What the exercise asks:
Only the pictures are omitted; repeat all other data exactly.

+---+

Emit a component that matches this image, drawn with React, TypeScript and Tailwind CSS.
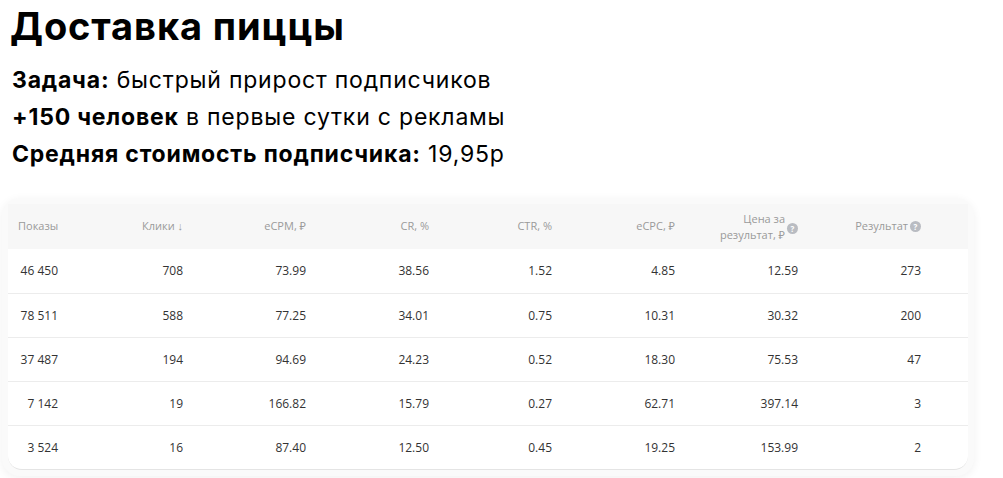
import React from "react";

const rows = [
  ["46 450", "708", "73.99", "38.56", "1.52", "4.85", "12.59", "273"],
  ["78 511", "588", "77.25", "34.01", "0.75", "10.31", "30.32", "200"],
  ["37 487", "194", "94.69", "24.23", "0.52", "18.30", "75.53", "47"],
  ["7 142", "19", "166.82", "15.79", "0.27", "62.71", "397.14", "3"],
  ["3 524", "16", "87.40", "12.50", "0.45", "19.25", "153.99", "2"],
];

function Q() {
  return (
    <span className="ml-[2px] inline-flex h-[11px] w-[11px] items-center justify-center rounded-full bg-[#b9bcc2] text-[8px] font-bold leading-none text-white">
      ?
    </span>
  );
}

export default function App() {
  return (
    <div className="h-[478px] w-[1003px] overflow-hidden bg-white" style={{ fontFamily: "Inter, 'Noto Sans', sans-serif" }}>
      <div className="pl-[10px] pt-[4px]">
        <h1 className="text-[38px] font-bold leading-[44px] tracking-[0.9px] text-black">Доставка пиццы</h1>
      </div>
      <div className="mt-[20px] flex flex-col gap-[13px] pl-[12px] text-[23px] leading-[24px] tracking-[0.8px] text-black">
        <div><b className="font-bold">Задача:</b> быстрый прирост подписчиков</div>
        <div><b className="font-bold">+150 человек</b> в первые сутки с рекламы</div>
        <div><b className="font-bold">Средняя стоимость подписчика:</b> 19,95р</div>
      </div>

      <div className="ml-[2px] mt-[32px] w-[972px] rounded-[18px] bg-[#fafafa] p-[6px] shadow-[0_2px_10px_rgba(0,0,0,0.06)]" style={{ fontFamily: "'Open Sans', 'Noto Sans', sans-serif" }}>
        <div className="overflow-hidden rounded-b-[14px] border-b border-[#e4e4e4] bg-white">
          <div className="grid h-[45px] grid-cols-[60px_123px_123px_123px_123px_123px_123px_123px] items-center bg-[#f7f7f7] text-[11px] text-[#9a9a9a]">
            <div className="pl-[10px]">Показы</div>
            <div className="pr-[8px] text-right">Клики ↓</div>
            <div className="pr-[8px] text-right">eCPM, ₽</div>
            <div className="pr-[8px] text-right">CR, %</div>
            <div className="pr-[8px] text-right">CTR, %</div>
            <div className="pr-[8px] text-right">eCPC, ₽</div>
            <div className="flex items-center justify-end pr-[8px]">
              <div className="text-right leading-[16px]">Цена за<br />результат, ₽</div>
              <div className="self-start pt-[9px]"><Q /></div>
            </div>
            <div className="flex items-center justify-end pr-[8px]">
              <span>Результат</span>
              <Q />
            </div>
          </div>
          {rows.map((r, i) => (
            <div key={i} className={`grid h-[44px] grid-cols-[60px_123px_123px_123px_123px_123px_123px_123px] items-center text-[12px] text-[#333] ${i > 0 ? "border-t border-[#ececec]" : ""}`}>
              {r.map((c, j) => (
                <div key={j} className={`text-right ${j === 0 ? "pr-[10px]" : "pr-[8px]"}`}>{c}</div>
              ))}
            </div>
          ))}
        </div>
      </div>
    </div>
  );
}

+---+

Written solution:
Emit a component that matches this image, drawn with React, TypeScript and Tailwind CSS.
import React from "react";

const rows = [
  ["46 450", "708", "73.99", "38.56", "1.52", "4.85", "12.59", "273"],
  ["78 511", "588", "77.25", "34.01", "0.75", "10.31", "30.32", "200"],
  ["37 487", "194", "94.69", "24.23", "0.52", "18.30", "75.53", "47"],
  ["7 142", "19", "166.82", "15.79", "0.27", "62.71", "397.14", "3"],
  ["3 524", "16", "87.40", "12.50", "0.45", "19.25", "153.99", "2"],
];

function Q() {
  return (
    <span className="ml-[2px] inline-flex h-[11px] w-[11px] items-center justify-center rounded-full bg-[#b9bcc2] text-[8px] font-bold leading-none text-white">
      ?
    </span>
  );
}

export default function App() {
  return (
    <div className="h-[478px] w-[1003px] overflow-hidden bg-white" style={{ fontFamily: "Inter, 'Noto Sans', sans-serif" }}>
      <div className="pl-[10px] pt-[4px]">
        <h1 className="text-[38px] font-bold leading-[44px] tracking-[0.9px] text-black">Доставка пиццы</h1>
      </div>
      <div className="mt-[20px] flex flex-col gap-[13px] pl-[12px] text-[23px] leading-[24px] tracking-[0.8px] text-black">
        <div><b className="font-bold">Задача:</b> быстрый прирост подписчиков</div>
        <div><b className="font-bold">+150 человек</b> в первые сутки с рекламы</div>
        <div><b className="font-bold">Средняя стоимость подписчика:</b> 19,95р</div>
      </div>

      <div className="ml-[2px] mt-[32px] w-[972px] rounded-[18px] bg-[#fafafa] p-[6px] shadow-[0_2px_10px_rgba(0,0,0,0.06)]" style={{ fontFamily: "'Open Sans', 'Noto Sans', sans-serif" }}>
        <div className="overflow-hidden rounded-b-[14px] border-b border-[#e4e4e4] bg-white">
          <div className="grid h-[45px] grid-cols-[60px_123px_123px_123px_123px_123px_123px_123px] items-center bg-[#f7f7f7] text-[11px] text-[#9a9a9a]">
            <div className="pl-[10px]">Показы</div>
            <div className="pr-[8px] text-right">Клики ↓</div>
            <div className="pr-[8px] text-right">eCPM, ₽</div>
            <div className="pr-[8px] text-right">CR, %</div>
            <div className="pr-[8px] text-right">CTR, %</div>
            <div className="pr-[8px] text-right">eCPC, ₽</div>
            <div className="flex items-center justify-end pr-[8px]">
              <div className="text-right leading-[16px]">Цена за<br />результат, ₽</div>
              <div className="self-start pt-[9px]"><Q /></div>
            </div>
            <div className="flex items-center justify-end pr-[8px]">
              <span>Результат</span>
              <Q />
            </div>
          </div>
          {rows.map((r, i) => (
            <div key={i} className={`grid h-[44px] grid-cols-[60px_123px_123px_123px_123px_123px_123px_123px] items-center text-[12px] text-[#333] ${i > 0 ? "border-t border-[#ececec]" : ""}`}>
              {r.map((c, j) => (
                <div key={j} className={`text-right ${j === 0 ? "pr-[10px]" : "pr-[8px]"}`}>{c}</div>
              ))}
            </div>
          ))}
        </div>
      </div>
    </div>
  );
}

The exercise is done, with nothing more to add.